The request: Tell how many lines have the string "React" in them, and write nothing besides the number.

━━━━━ Data block

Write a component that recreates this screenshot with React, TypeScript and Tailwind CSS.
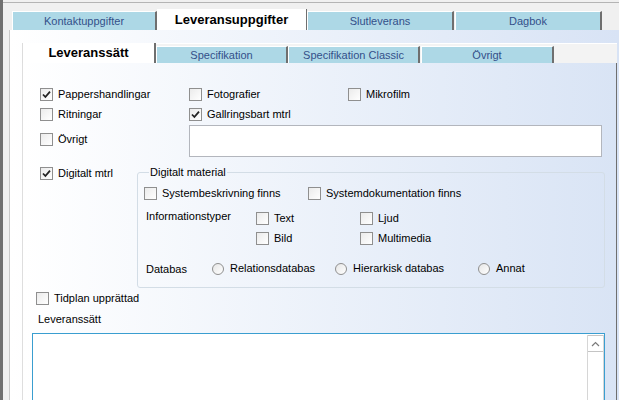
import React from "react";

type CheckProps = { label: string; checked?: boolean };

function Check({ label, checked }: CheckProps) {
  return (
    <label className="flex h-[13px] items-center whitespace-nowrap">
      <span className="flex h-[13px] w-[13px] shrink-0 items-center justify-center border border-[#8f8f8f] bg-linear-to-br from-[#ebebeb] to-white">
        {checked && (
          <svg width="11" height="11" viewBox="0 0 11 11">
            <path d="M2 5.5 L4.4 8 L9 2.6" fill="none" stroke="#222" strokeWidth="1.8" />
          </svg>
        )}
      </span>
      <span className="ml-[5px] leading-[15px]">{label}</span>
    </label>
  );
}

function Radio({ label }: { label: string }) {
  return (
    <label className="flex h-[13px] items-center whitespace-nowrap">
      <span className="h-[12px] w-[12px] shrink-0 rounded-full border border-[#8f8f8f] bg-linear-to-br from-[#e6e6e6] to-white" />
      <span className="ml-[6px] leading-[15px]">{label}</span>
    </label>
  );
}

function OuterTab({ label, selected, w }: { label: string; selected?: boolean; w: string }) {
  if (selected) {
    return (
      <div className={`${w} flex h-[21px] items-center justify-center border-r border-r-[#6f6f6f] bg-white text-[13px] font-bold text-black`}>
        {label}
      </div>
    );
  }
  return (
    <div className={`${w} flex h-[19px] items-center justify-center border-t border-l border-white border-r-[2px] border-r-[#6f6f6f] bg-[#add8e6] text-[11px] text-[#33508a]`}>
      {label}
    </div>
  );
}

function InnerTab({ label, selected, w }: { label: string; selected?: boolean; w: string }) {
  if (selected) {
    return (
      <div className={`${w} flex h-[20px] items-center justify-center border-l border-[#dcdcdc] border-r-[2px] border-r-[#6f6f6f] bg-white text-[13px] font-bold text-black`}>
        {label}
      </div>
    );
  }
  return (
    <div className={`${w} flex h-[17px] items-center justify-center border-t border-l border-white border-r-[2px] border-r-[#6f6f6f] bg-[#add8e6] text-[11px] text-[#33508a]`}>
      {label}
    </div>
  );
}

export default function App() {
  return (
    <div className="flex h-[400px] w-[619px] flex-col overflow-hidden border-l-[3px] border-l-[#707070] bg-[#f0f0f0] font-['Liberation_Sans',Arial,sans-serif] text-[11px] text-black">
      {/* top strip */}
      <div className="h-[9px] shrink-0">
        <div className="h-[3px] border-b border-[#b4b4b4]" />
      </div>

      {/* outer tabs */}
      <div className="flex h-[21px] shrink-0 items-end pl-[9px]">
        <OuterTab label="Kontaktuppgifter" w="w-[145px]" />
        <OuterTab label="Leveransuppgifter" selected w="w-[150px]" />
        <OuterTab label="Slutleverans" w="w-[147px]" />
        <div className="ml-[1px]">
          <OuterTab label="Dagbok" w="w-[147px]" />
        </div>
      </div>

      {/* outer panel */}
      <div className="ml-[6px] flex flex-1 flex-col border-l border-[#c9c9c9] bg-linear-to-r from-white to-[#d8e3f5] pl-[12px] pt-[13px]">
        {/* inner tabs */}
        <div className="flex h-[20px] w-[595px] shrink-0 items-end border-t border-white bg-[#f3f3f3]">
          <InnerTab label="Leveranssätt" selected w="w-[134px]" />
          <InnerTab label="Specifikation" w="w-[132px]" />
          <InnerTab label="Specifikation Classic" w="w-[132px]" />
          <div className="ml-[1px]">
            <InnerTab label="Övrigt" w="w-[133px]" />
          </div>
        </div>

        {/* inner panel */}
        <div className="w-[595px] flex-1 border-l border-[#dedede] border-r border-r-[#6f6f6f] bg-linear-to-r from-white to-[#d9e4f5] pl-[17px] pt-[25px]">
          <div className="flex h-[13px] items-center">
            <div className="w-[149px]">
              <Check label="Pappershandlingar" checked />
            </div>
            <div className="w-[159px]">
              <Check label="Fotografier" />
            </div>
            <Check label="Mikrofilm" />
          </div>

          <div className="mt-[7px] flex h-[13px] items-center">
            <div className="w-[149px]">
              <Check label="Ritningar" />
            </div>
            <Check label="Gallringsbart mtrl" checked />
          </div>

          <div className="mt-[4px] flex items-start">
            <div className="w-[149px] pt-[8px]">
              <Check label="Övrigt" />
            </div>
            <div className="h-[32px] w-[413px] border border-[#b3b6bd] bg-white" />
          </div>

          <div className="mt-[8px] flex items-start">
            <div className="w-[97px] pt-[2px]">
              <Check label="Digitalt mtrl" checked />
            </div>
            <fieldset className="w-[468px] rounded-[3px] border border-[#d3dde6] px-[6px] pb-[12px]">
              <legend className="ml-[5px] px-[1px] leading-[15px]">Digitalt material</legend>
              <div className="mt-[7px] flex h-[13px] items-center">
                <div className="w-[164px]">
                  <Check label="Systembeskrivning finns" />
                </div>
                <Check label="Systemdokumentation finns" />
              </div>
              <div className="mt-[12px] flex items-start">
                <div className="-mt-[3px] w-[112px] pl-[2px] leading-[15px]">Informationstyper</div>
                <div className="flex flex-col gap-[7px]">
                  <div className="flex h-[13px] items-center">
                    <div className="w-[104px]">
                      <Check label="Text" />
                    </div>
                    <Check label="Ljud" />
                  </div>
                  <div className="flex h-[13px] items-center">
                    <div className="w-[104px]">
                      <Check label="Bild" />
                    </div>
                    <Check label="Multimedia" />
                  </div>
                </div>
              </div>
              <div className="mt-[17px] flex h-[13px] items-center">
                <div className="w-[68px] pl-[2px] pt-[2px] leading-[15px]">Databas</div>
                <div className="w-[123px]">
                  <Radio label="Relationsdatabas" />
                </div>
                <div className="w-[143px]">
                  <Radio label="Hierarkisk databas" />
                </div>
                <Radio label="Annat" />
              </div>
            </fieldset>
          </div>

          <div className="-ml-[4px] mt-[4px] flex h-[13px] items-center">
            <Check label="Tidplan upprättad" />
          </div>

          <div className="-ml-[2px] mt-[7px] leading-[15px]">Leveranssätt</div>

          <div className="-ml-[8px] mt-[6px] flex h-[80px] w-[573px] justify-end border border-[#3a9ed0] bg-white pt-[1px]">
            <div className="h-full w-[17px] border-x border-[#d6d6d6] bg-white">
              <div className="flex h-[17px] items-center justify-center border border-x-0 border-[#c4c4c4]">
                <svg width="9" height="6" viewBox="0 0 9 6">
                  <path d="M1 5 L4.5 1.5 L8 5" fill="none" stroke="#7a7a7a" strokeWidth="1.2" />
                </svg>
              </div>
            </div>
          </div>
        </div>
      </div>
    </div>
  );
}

━━━━━━━━━━

Complete response: 2